AIM: Write each line of the material exactly as given, from the top through the line that contains "FaCheck, FaRegAddressCard, FaCalendarAlt", and omit all pictures.

RECORDS SUPPLIED:
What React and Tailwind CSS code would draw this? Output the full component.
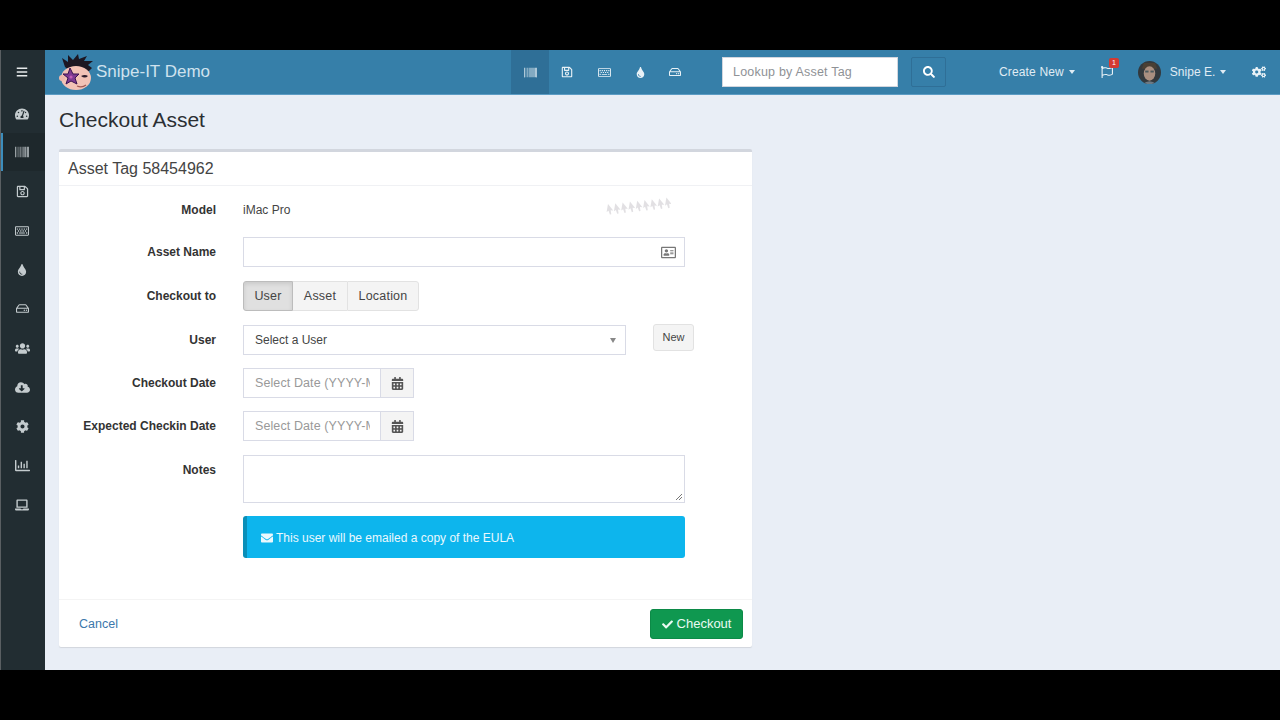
import React from "react";
import { FaBars, FaTachometerAlt, FaBarcode, FaRegSave, FaRegKeyboard, FaTint, FaRegHdd, FaUsers, FaCloudDownloadAlt, FaCog, FaRegChartBar, FaLaptop, FaSearch, FaCogs, FaRegFlag, FaEnvelope, FaCheck, FaRegAddressCard, FaCalendarAlt } from "react-icons/fa";

const font = { fontFamily: '"Liberation Sans", Arial, sans-serif' };

function Logo() {
  return (
    <svg width="36" height="38" viewBox="0 0 36 38" className="shrink-0">
      <path d="M7 14 L4 5 L10 9 L10 2 L15 7 L20 1 L21 6 L29 3 L26 8 L35 8 L30 12 L34 15 L30 19 L12 18Z" fill="#1c1722" />
      <ellipse cx="18" cy="25" rx="15" ry="12" fill="#f2c2b6" />
      <circle cx="4" cy="25" r="3" fill="#eeb8ac" />
      <path d="M12 15 L15 21 L21 21 L17 25 L19 31 L13 28 L8 31 L10 25 L5 21 L10 21Z" fill="#7d3a92" stroke="#3a1350" strokeWidth="1" />
      <circle cx="13" cy="24" r="1.6" fill="#c25bb8" />
      <path d="M23 23 q4 -2 7 0 q-3 3 -7 0Z" fill="#2a1a2a" />
      <path d="M19 33 q5 2 9 -1" stroke="#a05a55" strokeWidth="1.2" fill="none" />
    </svg>
  );
}

function Avatar() {
  return (
    <svg width="23" height="23" viewBox="0 0 24 24" className="shrink-0 rounded-full">
      <rect width="24" height="24" fill="#33393d" />
      <path d="M6 2 h12 l2 6 -3 0 -10 0 -3 0Z" fill="#4a4034" />
      <ellipse cx="12" cy="13" rx="6" ry="7.5" fill="#a98f80" />
      <path d="M5 24 q7 -6 14 0Z" fill="#6d7a84" />
      <rect x="7.5" y="10" width="3.5" height="2" fill="#4d5a5c" />
      <rect x="13" y="10" width="3.5" height="2" fill="#4d5a5c" />
    </svg>
  );
}

function Ghost() {
  const xs = [0, 1, 2, 3, 4, 5, 6, 7, 8];
  return (
    <svg width="66" height="22" viewBox="0 0 66 22" className="ml-auto mr-[81px] -mt-[9px] opacity-60">
      {xs.map((i) => {
        const x = 3 + i * 7.3;
        const y = 9 - i * 0.8;
        return (
          <path key={i} transform={`rotate(-14 ${x} ${y})`} d={`M${x} ${y} l3.5 7.5 -2.4 -.8 -.4 4 -1.4 0 -.4 -4 -2.2 .8Z`} fill="#cfcdd2" />
        );
      })}
    </svg>
  );
}

const sideIcons = [
  [FaRegSave, 13],
  [FaRegKeyboard, 14],
  [FaTint, 12],
  [FaRegHdd, 13],
  [FaUsers, 15],
  [FaCloudDownloadAlt, 15],
  [FaCog, 13],
  [FaRegChartBar, 15],
  [FaLaptop, 14],
];

function Side() {
  return (
    <aside className="w-[45px] shrink-0 bg-[#222d32] border-l border-l-[#5a5f62] flex flex-col text-[#c4cbce]">
      <div className="h-[45px] pb-[2px] flex items-center justify-center text-[#e6e9ea] pr-[2px]"><FaBars size={12} /></div>
      <div className="h-[38px] flex items-center justify-center pr-[2px]"><FaTachometerAlt size={14} /></div>
      <div className="h-[38px] mb-[1px] flex items-center justify-center bg-[#1e282c] border-l-2 border-l-[#3c8dbc] pr-[4px]"><FaBarcode size={14} /></div>
      {sideIcons.map(([I, s], k) => (
        <div key={k} className="h-[39.15px] flex items-center justify-center pr-[2px]"><I size={s} /></div>
      ))}
    </aside>
  );
}

function Header() {
  const navIcons = [
    [FaRegSave, "w-[35px]", 12],
    [FaRegKeyboard, "w-[40px]", 13],
    [FaTint, "w-[33px]", 11],
    [FaRegHdd, "w-[36px]", 12],
  ];
  return (
    <header className="h-[45px] shrink-0 bg-[#367fa9] flex items-center text-[#e8f1f6] border-b border-b-[#5c9cc4]">
      <div className="ml-[13px] flex items-center w-[453px]">
        <Logo />
        <span className="ml-[2px] text-[17px] text-[#cfe2ee]">Snipe-IT Demo</span>
      </div>
      <div className="h-full w-[38px] bg-[#2f6f97] flex items-center justify-center"><FaBarcode size={13} /></div>
      {navIcons.map(([I, w, s], k) => (
        <div key={k} className={`${w} flex items-center justify-center`}><I size={s} /></div>
      ))}
      <div className="ml-[29px] w-[176px] h-[30px] bg-white border border-[#d2d6de] flex items-center pl-[10px] text-[12.5px] tracking-[0.2px] text-[#8f9296]">Lookup by Asset Tag</div>
      <div className="ml-[13px] w-[35px] h-[30px] rounded-[2px] border border-[#2f6f97] flex items-center justify-center text-white"><FaSearch size={12} /></div>
      <span className="ml-[53px] text-[12px] tracking-[0.15px] text-[#e0ecf4]">Create New</span>
      <span className="ml-[5px] border-x-[3.5px] border-x-transparent border-t-[4px] border-t-[#e0ecf4]" />
      <div className="relative ml-[26px] w-[12px] flex justify-center">
        <FaRegFlag size={12} />
        <span className="absolute -top-[8px] left-[8px] w-[10px] h-[10px] rounded-[2px] bg-[#d33a32] text-white text-[7px] leading-[10px] text-center">1</span>
      </div>
      <div className="ml-[25px]"><Avatar /></div>
      <span className="ml-[9px] text-[12px] text-[#e0ecf4]">Snipe E.</span>
      <span className="ml-[5px] border-x-[3.5px] border-x-transparent border-t-[4px] border-t-[#e0ecf4]" />
      <div className="ml-[26px]"><FaCogs size={14} /></div>
    </header>
  );
}

function Row({ label, className = "", labelClass = "", children }) {
  return (
    <div className={`flex items-center ${className}`}>
      <label className={`w-[157px] shrink-0 text-right text-[12px] font-bold text-[#333] ${labelClass}`}>{label}</label>
      <div className="ml-[27px] flex-1 flex items-center min-w-0">{children}</div>
    </div>
  );
}

function DateField() {
  return (
    <div className="flex h-[30px] w-[171px] border border-[#d9dbe6]">
      <div className="w-[136px] pl-[11px] pr-[10px] text-[12.5px] leading-[28px] tracking-[0.1px] text-[#999]">
        <div className="overflow-hidden whitespace-nowrap">Select Date (YYYY-MM-DD)</div>
      </div>
      <div className="flex-1 bg-[#f4f4f4] border-l border-l-[#d9dbe6] flex items-center justify-center text-[#555]"><FaCalendarAlt size={13} /></div>
    </div>
  );
}

function Card() {
  return (
    <section className="mt-[16px] w-[693px] h-[498px] flex flex-col bg-white border-t-[3px] border-t-[#d2d6de] rounded-[2px] shadow-[0_1px_1px_rgba(0,0,0,0.1)]">
      <div className="h-[34px] shrink-0 border-b border-b-[#f0f1f4] flex items-center pl-[9px] text-[16px] text-[#444]">Asset Tag 58454962</div>
      <div className="flex-1 flex flex-col pt-[14px] text-[12px] text-[#444]">
        <Row label="Model" className="h-[20px] leading-[20px]">
          <span>iMac Pro</span>
          <Ghost />
        </Row>
        <Row label="Asset Name" className="mt-[17px] h-[30px]">
          <div className="w-[442px] h-[30px] border border-[#d9dbe6] flex items-center justify-end pr-[8px] text-[#777]"><FaRegAddressCard size={15} /></div>
        </Row>
        <Row label="Checkout to" className="mt-[14px] h-[30px]">
          <div className="flex h-[30px] text-[12.5px] tracking-[0.2px] text-[#444]">
            <div className="w-[50px] flex items-center justify-center bg-[#e0e0e0] border border-[#bcbcbc] rounded-l-[3px] shadow-[inset_0_2px_4px_rgba(0,0,0,0.1)]">User</div>
            <div className="w-[54px] flex items-center justify-center bg-[#f4f4f4] border-y border-[#e2e2e2]">Asset</div>
            <div className="w-[72px] flex items-center justify-center bg-[#f4f4f4] border border-[#e2e2e2] rounded-r-[3px]">Location</div>
          </div>
        </Row>
        <Row label="User" className="mt-[14px] h-[30px]">
          <div className="w-[383px] h-[30px] border border-[#d9dbe6] flex items-center pl-[11px] pr-[9px] text-[12px]">
            <span>Select a User</span>
            <span className="ml-auto border-x-[3.5px] border-x-transparent border-t-[5px] border-t-[#888]" />
          </div>
          <button className="ml-[27px] -mt-[6px] w-[41px] h-[27px] bg-[#f4f4f4] border border-[#e2e2e2] rounded-[3px] text-[11px] text-[#444]">New</button>
        </Row>
        <Row label="Checkout Date" className="mt-[13px] h-[30px]"><DateField /></Row>
        <Row label="Expected Checkin Date" className="mt-[13px] h-[30px]"><DateField /></Row>
        <Row label="Notes" className="mt-[14px] h-[48px] !items-start" labelClass="pt-[6px]">
          <div className="relative w-[442px] h-[48px] border border-[#d9dbe6]">
            <svg width="8" height="8" viewBox="0 0 8 8" className="absolute right-[1px] bottom-[1px]"><path d="M7 1 L1 7 M7 4 L4 7" stroke="#777" strokeWidth="1" /></svg>
          </div>
        </Row>
        <div className="ml-[184px] mt-[13px] w-[442px] h-[42px] pt-[1px] bg-[#0db5ed] border-l-[4px] border-l-[#0a8fb8] rounded-[3px] flex items-center pl-[14px] text-[12px] text-[#eaf8fd]">
          <FaEnvelope size={12} className="mr-[3px]" /> This user will be emailed a copy of the EULA
        </div>
      </div>
      <div className="h-[48px] shrink-0 border-t border-t-[#f4f4f4] flex items-center justify-between pt-[1px] pl-[20px] pr-[9px]">
        <span className="text-[12.5px] text-[#3c78ab]">Cancel</span>
        <button className="w-[93px] h-[30px] rounded-[3px] bg-[#0f9850] border border-[#0c8a47] text-[#eafaf2] text-[13px] flex items-center justify-center gap-[4px]"><FaCheck size={11} />Checkout</button>
      </div>
    </section>
  );
}

export default function App() {
  return (
    <div className="w-[1280px] h-[720px] bg-black flex flex-col overflow-hidden" style={font}>
      <div className="h-[50px] shrink-0" />
      <div className="h-[620px] shrink-0 flex">
        <Side />
        <div className="flex-1 flex flex-col min-w-0 bg-[#e9eef6]">
          <Header />
          <main className="pl-[14px]">
            <h1 className="mt-[12px] text-[21px] leading-[26px] text-[#2b2f33]">Checkout Asset</h1>
            <Card />
          </main>
        </div>
      </div>
      <div className="h-[50px] shrink-0" />
    </div>
  );
}
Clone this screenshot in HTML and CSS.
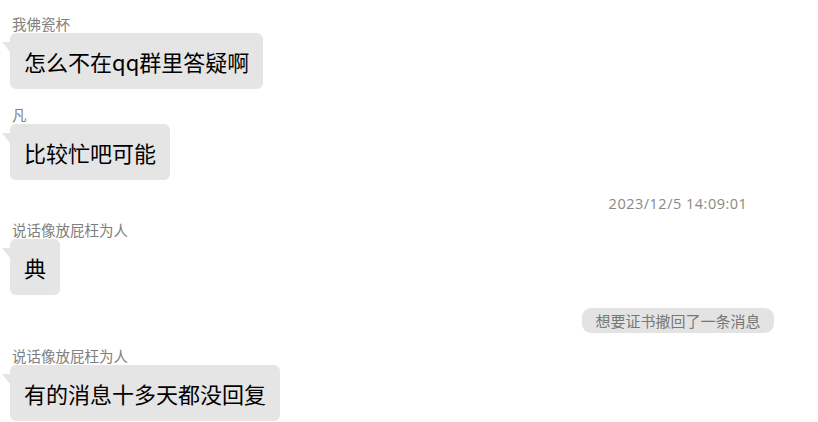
FILE: index.html
```html
<!DOCTYPE html>
<html lang="zh-CN">
<head>
  <meta charset="UTF-8">
  <title>聊天记录</title>
  <meta name="viewport" content="width=device-width, initial-scale=1.0">
  <link rel="stylesheet" href="styles.css">
</head>
<body>
  <div class="chat">
    <div class="msg">
      <div class="nick">我佛瓷杯</div>
      <div class="bubble">怎么不在qq群里答疑啊</div>
    </div>
    <div class="msg">
      <div class="nick">凡</div>
      <div class="bubble">比较忙吧可能</div>
    </div>
    <div class="sys time-row"><span class="time">2023/12/5 14:09:01</span></div>
    <div class="msg">
      <div class="nick">说话像放屁枉为人</div>
      <div class="bubble">典</div>
    </div>
    <div class="sys recall-row"><span class="recall">想要证书撤回了一条消息</span></div>
    <div class="msg">
      <div class="nick">说话像放屁枉为人</div>
      <div class="bubble">有的消息十多天都没回复</div>
    </div>
  </div>
</body>
</html>
```

FILE: styles.css
```css
:root {
  --bubble: #e5e5e5;
  --nick: #808080;
  --sys: #888;
}
* { box-sizing: border-box; margin: 0; padding: 0; }
body { background: #fff; font-family: "Noto Sans CJK SC", "Noto Sans", sans-serif; color: #000; }
.chat { display: flex; flex-direction: column; padding: 17px 0 0 10px; }
.msg { display: flex; flex-direction: column; align-items: flex-start; }
.msg + .msg { margin-top: 19px; }
.nick { font-size: 14.5px; line-height: 14px; color: var(--nick); padding: 0 0 2px 2px; white-space: nowrap; }
.bubble { position: relative; background: var(--bubble); border-radius: 6px; padding: 13px 14px; font-size: 22px; line-height: 30px; white-space: nowrap; }
.bubble::before { content: ""; position: absolute; left: -8px; top: 9px; width: 0; height: 0; border-top: 10px solid var(--bubble); border-left: 8px solid transparent; }
.sys { display: flex; justify-content: center; padding-left: 528px; }
.time-row { margin: 14px 0 9px; }
.time { font-family: "Open Sans", "Noto Sans CJK SC", sans-serif; font-size: 14.5px; letter-spacing: 0.5px; line-height: 20px; color: var(--sys); }
.recall-row { margin: 13px 0 16px; }
.recall { background: #e3e3e3; border-radius: 9px; padding: 0 13px; font-size: 15px; line-height: 25px; color: #777; }
```
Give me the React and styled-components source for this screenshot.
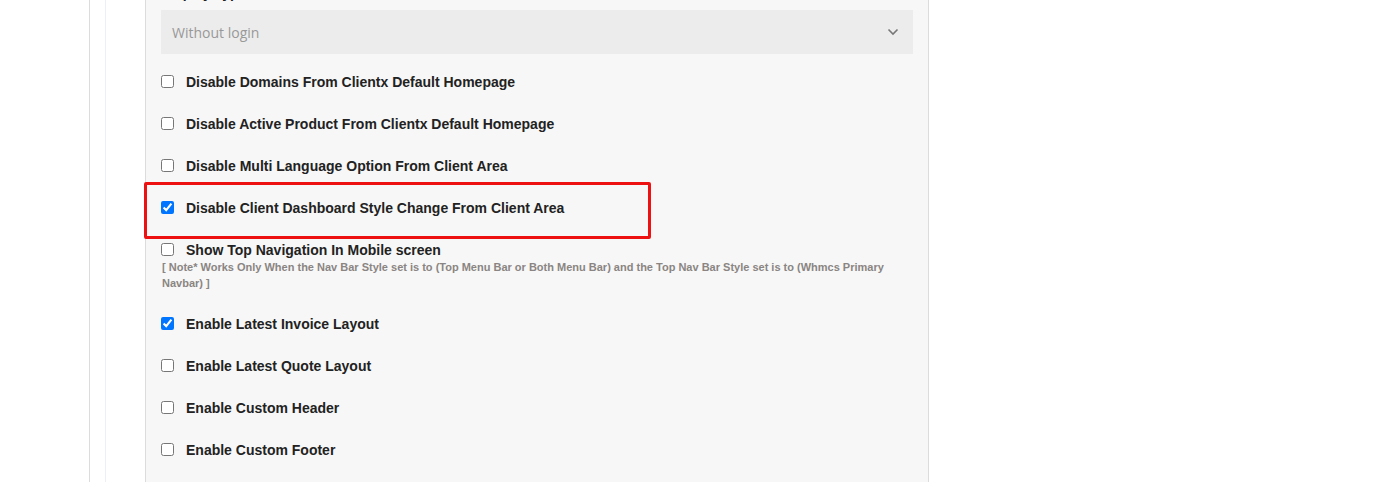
import styled, { createGlobalStyle } from "styled-components";

const GlobalStyle = createGlobalStyle`
  html, body {
    margin: 0;
    padding: 0;
    background: #fff;
    height: 100%;
    overflow: hidden;
  }
  #root {
    height: 100%;
  }
`;

const Page = styled.div`
  display: flex;
  height: 482px;
  overflow: hidden;
  font-family: "Liberation Sans", Arial, sans-serif;
`;

const Rail = styled.div`
  width: 89px;
  flex-shrink: 0;
  border-right: 1px solid #dcdcdc;
`;

const Content = styled.div`
  margin-left: 15px;
  padding-left: 39px;
  border-left: 1px solid #eceff5;
  display: flex;
`;

const Panel = styled.div`
  width: 784px;
  box-sizing: border-box;
  background: #f7f7f7;
  border-left: 1px solid #dcdcdc;
  border-right: 1px solid #dcdcdc;
  padding: 0 15px;
  margin-top: -17px;
`;

const FieldLabel = styled.div`
  font-size: 14px;
  font-weight: 700;
  color: #222;
  line-height: 20px;
  margin-bottom: 7px;
`;

const SelectBox = styled.div`
  height: 44px;
  background: #ececec;
  display: flex;
  align-items: center;
  justify-content: space-between;
  padding: 0 14px 0 11px;
  font-family: "Open Sans", sans-serif;
  font-size: 14px;
  color: #999;
`;

const List = styled.div`
  margin-top: 7px;
  display: flex;
  flex-direction: column;
`;

const Row = styled.label`
  position: relative;
  display: flex;
  height: ${(p) => (p.$withNote ? "auto" : "42px")};
  padding-top: ${(p) => (p.$withNote ? "13px" : "0")};
  padding-bottom: ${(p) => (p.$withNote ? "12px" : "0")};
  flex-direction: ${(p) => (p.$withNote ? "column" : "row")};
  align-items: ${(p) => (p.$withNote ? "stretch" : "center")};
`;

const Line = styled.div`
  display: flex;
  align-items: center;
`;

const Box = styled.input`
  width: 13px;
  height: 13px;
  margin: 0 12px 0 0;
  flex-shrink: 0;
  accent-color: #0075ff;
  position: relative;
  top: -1px;
`;

const Text = styled.span`
  font-size: 14px;
  font-weight: 700;
  color: #222;
`;

const Note = styled.div`
  font-size: 11px;
  font-weight: 700;
  color: #8a8582;
  line-height: 16px;
  margin-top: 1px;
  padding-left: 1px;
`;

const Highlight = styled.div`
  position: absolute;
  left: -17px;
  top: -5px;
  width: 507px;
  height: 57px;
  box-sizing: border-box;
  border: 3px solid #ee1111;
  border-radius: 2px;
  pointer-events: none;
`;

const Chevron = () => (
  <svg width="12" height="8" viewBox="0 0 12 8" fill="none">
    <path d="M1.5 1.5 6 6l4.5-4.5" stroke="#777" strokeWidth="1.6" />
  </svg>
);

const options = [
  { label: "Disable Domains From Clientx Default Homepage" },
  { label: "Disable Active Product From Clientx Default Homepage" },
  { label: "Disable Multi Language Option From Client Area" },
  { label: "Disable Client Dashboard Style Change From Client Area", checked: true, marked: true },
  {
    label: "Show Top Navigation In Mobile screen",
    note: "[ Note* Works Only When the Nav Bar Style set is to (Top Menu Bar or Both Menu Bar) and the Top Nav Bar Style set is to (Whmcs Primary Navbar) ]",
  },
  { label: "Enable Latest Invoice Layout", checked: true },
  { label: "Enable Latest Quote Layout" },
  { label: "Enable Custom Header" },
  { label: "Enable Custom Footer" },
];

export default function App() {
  return (
    <>
      <GlobalStyle />
      <Page>
        <Rail />
        <Content>
          <Panel>
            <FieldLabel>Display Type</FieldLabel>
            <SelectBox>
              <span>Without login</span>
              <Chevron />
            </SelectBox>
            <List>
              {options.map((o) =>
                o.note ? (
                  <Row key={o.label} $withNote>
                    <Line>
                      <Box type="checkbox" defaultChecked={!!o.checked} />
                      <Text>{o.label}</Text>
                    </Line>
                    <Note>{o.note}</Note>
                  </Row>
                ) : (
                  <Row key={o.label}>
                    <Box type="checkbox" defaultChecked={!!o.checked} />
                    <Text>{o.label}</Text>
                    {o.marked && <Highlight />}
                  </Row>
                )
              )}
            </List>
          </Panel>
        </Content>
      </Page>
    </>
  );
}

SOLUTION TO THE PROBLEM:
What React and Tailwind CSS code would draw this? Output the full component.
import React from "react";
import { FaBars, FaTachometerAlt, FaBarcode, FaRegSave, FaRegKeyboard, FaTint, FaRegHdd, FaUsers, FaCloudDownloadAlt, FaCog, FaRegChartBar, FaLaptop, FaSearch, FaCogs, FaRegFlag, FaEnvelope, FaCheck, FaRegAddressCard, FaCalendarAlt } from "react-icons/fa";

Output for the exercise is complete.